▸ What you are asked to do
Determine how many lines contain the string "Tailwind", then reply with that figure only.
________
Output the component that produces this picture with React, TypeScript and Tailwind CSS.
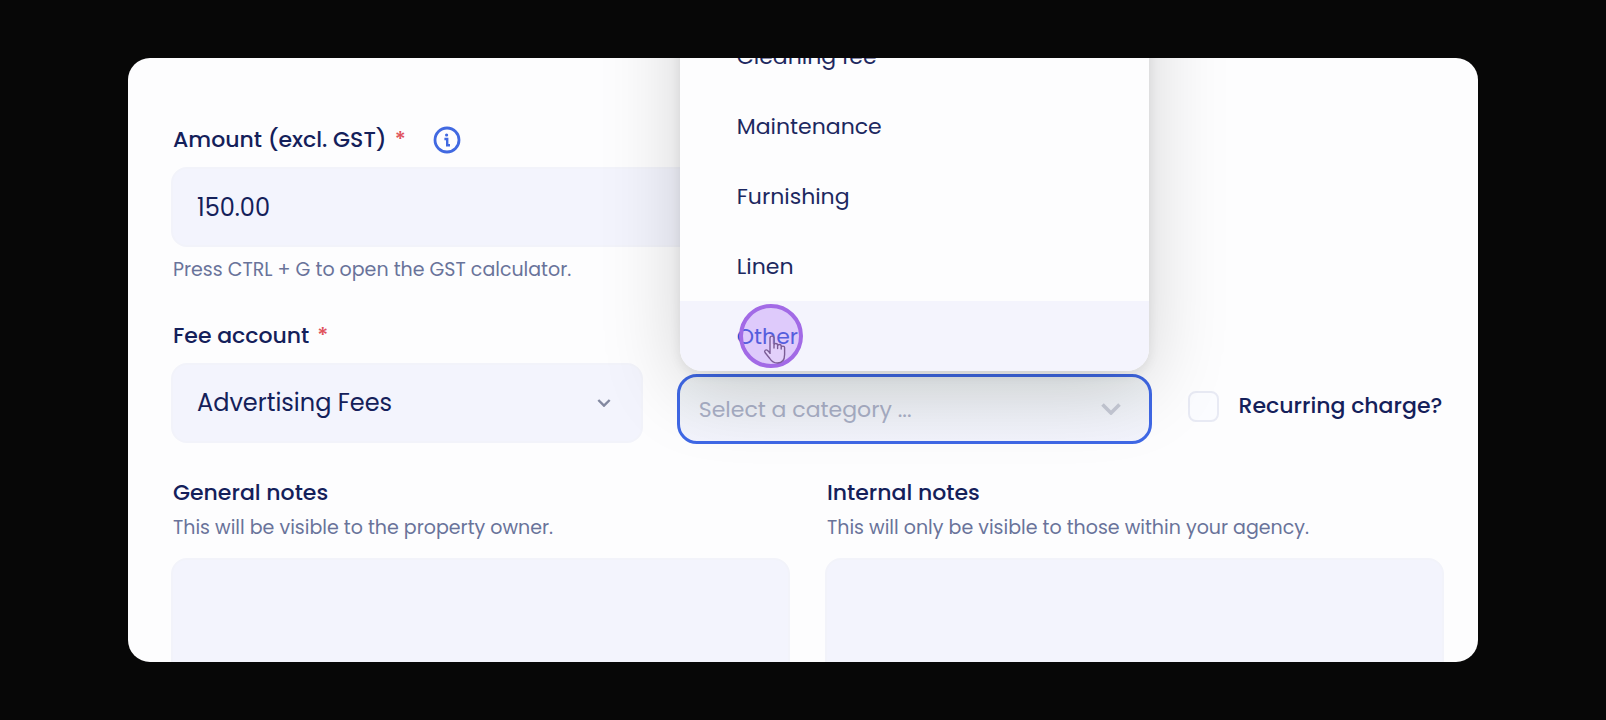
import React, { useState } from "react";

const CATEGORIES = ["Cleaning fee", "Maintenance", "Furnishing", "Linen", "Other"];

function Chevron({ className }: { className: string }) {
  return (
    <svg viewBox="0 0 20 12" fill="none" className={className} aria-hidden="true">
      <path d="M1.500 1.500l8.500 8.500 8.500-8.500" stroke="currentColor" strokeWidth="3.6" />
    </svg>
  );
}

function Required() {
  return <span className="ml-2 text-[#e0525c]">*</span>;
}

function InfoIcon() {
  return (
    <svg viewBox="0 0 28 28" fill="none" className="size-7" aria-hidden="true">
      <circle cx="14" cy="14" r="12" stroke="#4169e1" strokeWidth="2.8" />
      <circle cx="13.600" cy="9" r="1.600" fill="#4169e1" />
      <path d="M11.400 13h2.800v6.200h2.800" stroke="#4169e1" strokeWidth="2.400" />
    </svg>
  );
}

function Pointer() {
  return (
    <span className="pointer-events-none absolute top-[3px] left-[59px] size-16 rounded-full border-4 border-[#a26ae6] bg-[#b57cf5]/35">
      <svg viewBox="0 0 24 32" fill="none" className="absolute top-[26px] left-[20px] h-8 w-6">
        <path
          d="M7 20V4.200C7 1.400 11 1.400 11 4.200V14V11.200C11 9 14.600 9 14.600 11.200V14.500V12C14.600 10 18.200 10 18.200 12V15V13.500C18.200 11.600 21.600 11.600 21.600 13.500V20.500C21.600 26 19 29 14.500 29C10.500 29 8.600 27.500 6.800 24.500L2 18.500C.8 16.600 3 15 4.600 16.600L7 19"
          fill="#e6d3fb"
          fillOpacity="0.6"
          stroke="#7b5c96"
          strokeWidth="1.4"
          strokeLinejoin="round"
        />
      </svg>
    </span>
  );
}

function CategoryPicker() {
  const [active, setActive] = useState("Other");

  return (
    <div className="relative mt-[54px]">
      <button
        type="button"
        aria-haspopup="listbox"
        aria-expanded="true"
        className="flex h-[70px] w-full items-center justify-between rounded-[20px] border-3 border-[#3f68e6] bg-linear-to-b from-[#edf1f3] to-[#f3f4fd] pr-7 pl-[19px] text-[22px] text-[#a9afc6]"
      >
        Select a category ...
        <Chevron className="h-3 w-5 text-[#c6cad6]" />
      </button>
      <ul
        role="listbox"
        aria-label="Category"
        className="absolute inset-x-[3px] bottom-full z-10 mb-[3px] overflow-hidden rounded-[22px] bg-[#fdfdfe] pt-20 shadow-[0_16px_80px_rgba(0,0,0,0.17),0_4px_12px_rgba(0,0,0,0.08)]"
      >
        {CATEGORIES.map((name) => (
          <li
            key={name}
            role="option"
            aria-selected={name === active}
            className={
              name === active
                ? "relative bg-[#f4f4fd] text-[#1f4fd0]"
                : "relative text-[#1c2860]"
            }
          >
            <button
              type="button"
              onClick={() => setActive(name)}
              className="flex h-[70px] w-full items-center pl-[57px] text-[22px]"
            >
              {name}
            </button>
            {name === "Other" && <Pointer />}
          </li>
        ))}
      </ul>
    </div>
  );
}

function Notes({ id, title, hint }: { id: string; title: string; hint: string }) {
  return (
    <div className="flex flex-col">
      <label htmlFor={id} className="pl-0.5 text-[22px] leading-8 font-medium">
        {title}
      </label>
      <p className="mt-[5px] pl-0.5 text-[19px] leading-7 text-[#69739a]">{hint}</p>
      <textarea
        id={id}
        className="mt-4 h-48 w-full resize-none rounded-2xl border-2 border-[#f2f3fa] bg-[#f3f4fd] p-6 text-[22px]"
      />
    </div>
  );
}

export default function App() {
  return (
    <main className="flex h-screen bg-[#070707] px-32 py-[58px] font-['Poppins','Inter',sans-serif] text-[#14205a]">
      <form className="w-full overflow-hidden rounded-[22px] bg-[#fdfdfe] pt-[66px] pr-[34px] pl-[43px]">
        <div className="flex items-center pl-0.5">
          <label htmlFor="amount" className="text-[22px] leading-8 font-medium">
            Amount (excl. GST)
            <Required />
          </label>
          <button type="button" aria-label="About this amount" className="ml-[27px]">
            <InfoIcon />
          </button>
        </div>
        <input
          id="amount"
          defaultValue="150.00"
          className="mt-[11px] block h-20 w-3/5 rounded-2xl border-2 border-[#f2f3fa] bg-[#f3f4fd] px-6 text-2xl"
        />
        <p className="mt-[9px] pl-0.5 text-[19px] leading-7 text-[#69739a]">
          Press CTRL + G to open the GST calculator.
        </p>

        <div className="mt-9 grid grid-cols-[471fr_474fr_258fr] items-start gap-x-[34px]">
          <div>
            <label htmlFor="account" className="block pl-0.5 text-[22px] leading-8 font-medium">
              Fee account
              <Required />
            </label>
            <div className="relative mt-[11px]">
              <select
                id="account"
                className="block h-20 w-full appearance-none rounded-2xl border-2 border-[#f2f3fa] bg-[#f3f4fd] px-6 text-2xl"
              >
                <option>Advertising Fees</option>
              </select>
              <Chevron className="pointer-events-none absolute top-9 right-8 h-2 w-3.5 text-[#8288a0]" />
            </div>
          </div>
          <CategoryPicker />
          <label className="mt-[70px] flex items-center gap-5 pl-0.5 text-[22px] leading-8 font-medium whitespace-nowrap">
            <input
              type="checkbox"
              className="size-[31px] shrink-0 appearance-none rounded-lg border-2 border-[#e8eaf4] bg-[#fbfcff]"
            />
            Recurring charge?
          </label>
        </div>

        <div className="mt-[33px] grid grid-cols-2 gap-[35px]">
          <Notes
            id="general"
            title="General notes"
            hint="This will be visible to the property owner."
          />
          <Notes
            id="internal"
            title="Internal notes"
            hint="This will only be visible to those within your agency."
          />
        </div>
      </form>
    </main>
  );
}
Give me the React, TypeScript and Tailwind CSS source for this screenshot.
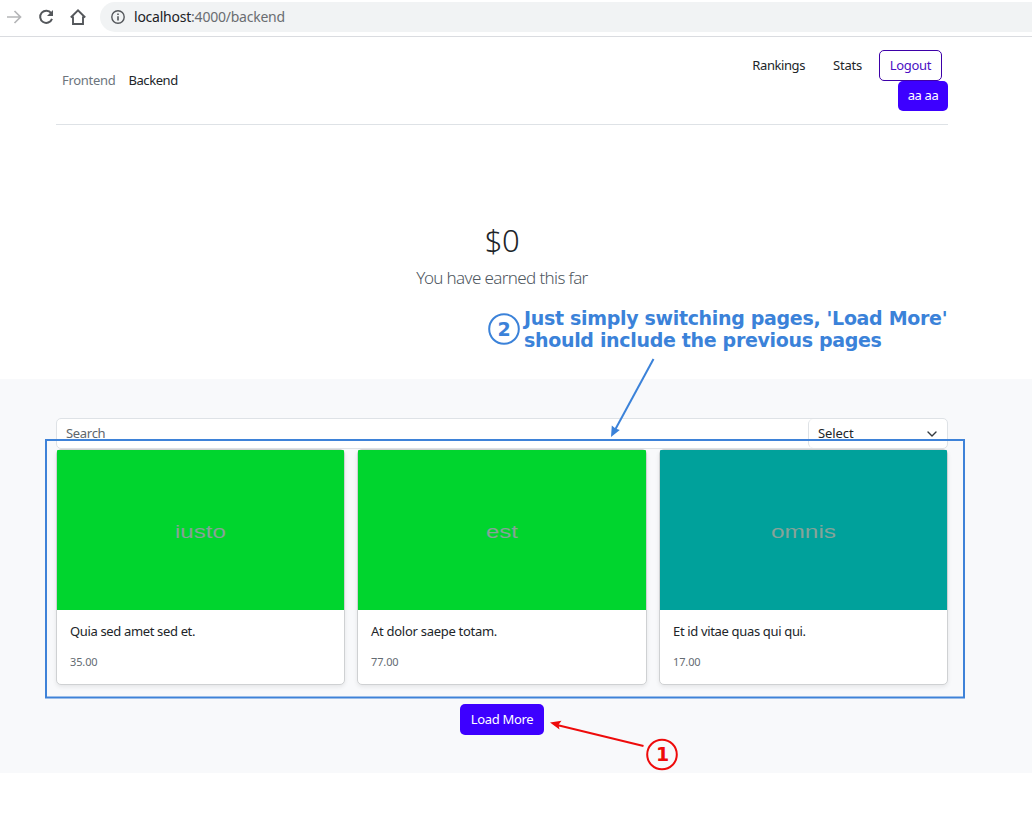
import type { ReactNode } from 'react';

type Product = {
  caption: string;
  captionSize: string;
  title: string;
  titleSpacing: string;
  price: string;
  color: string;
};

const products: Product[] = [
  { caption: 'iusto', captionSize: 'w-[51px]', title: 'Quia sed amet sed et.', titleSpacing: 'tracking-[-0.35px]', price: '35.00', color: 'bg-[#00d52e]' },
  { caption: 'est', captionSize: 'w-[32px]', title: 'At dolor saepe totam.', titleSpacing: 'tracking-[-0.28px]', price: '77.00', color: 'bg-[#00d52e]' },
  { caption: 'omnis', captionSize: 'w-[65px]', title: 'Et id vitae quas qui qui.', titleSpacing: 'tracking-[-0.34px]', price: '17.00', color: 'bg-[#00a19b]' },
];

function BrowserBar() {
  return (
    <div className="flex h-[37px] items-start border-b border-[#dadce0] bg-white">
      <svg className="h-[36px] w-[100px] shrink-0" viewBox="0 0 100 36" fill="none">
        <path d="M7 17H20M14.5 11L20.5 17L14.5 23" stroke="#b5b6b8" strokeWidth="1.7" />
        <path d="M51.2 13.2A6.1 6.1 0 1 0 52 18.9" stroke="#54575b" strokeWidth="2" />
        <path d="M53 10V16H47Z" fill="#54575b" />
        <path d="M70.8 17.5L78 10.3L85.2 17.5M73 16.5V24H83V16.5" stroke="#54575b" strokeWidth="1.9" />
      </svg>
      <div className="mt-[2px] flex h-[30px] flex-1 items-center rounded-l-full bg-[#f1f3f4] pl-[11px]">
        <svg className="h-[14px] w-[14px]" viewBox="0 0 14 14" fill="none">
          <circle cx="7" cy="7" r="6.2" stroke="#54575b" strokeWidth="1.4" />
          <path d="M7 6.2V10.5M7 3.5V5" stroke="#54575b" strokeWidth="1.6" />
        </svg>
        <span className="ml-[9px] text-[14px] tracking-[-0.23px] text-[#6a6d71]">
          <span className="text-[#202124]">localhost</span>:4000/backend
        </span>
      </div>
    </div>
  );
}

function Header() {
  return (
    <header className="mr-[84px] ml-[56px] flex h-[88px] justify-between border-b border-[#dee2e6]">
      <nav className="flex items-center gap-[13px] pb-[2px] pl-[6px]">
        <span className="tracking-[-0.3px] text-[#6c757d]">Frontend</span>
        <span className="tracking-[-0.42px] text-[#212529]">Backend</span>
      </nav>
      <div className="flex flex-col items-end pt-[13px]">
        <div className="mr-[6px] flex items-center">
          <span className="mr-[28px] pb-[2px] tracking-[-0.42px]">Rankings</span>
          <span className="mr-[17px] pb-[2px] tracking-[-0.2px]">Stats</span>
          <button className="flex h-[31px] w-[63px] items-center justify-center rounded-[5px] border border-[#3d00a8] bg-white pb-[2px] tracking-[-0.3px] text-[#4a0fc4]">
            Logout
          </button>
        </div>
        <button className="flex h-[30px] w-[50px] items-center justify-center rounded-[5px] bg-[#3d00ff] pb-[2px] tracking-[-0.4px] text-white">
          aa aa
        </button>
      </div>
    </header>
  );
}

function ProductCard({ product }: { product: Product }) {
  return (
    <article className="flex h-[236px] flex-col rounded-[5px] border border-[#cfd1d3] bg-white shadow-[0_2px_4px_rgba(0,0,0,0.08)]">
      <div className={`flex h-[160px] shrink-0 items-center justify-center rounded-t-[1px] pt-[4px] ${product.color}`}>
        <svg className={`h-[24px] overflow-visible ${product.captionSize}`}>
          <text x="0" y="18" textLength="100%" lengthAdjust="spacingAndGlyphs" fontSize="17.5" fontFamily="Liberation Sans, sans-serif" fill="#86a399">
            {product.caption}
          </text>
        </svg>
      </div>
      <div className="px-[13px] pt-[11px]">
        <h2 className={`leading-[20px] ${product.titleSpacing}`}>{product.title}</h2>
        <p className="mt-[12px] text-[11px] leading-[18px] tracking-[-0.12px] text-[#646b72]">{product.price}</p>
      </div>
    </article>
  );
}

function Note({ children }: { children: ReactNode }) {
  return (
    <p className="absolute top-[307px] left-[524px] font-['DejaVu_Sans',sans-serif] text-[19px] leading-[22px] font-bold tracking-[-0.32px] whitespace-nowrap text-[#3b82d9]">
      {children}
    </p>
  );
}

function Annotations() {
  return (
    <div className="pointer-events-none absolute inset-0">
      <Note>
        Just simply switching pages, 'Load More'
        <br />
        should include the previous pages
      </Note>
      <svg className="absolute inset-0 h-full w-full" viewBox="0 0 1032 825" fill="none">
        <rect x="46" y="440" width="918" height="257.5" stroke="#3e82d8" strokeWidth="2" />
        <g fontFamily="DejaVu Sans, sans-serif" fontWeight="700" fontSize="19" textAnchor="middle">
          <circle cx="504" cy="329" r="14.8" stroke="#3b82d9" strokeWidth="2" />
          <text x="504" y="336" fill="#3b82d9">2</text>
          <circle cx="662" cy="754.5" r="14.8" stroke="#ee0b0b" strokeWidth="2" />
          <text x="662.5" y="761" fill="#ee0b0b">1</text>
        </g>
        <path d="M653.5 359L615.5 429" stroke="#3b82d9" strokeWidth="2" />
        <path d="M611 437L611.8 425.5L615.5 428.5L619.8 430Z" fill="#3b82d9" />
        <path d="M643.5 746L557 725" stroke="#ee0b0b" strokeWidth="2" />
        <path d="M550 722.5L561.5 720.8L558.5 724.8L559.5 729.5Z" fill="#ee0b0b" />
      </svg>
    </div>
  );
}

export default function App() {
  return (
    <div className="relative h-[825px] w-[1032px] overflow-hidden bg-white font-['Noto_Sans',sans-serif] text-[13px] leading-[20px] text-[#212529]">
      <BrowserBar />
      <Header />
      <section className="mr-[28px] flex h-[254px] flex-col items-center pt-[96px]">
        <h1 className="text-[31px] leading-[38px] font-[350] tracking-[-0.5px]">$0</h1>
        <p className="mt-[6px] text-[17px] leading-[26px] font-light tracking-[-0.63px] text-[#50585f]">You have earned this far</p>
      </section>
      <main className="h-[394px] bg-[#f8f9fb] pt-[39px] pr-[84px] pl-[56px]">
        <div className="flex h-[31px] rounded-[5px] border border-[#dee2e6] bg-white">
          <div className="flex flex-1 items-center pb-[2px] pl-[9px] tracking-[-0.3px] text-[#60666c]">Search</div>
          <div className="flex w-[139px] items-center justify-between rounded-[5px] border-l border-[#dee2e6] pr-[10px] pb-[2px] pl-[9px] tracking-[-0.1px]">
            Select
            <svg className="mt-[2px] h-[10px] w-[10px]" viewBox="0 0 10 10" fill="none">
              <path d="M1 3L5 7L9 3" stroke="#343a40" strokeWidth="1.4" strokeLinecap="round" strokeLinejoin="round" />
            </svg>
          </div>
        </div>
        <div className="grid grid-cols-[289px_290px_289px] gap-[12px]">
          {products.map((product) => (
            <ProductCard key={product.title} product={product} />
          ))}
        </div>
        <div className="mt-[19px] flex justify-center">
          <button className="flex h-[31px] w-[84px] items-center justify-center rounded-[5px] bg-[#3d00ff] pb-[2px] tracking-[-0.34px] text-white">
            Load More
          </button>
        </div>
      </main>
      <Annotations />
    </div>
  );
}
________
▸ Answer to the problem
2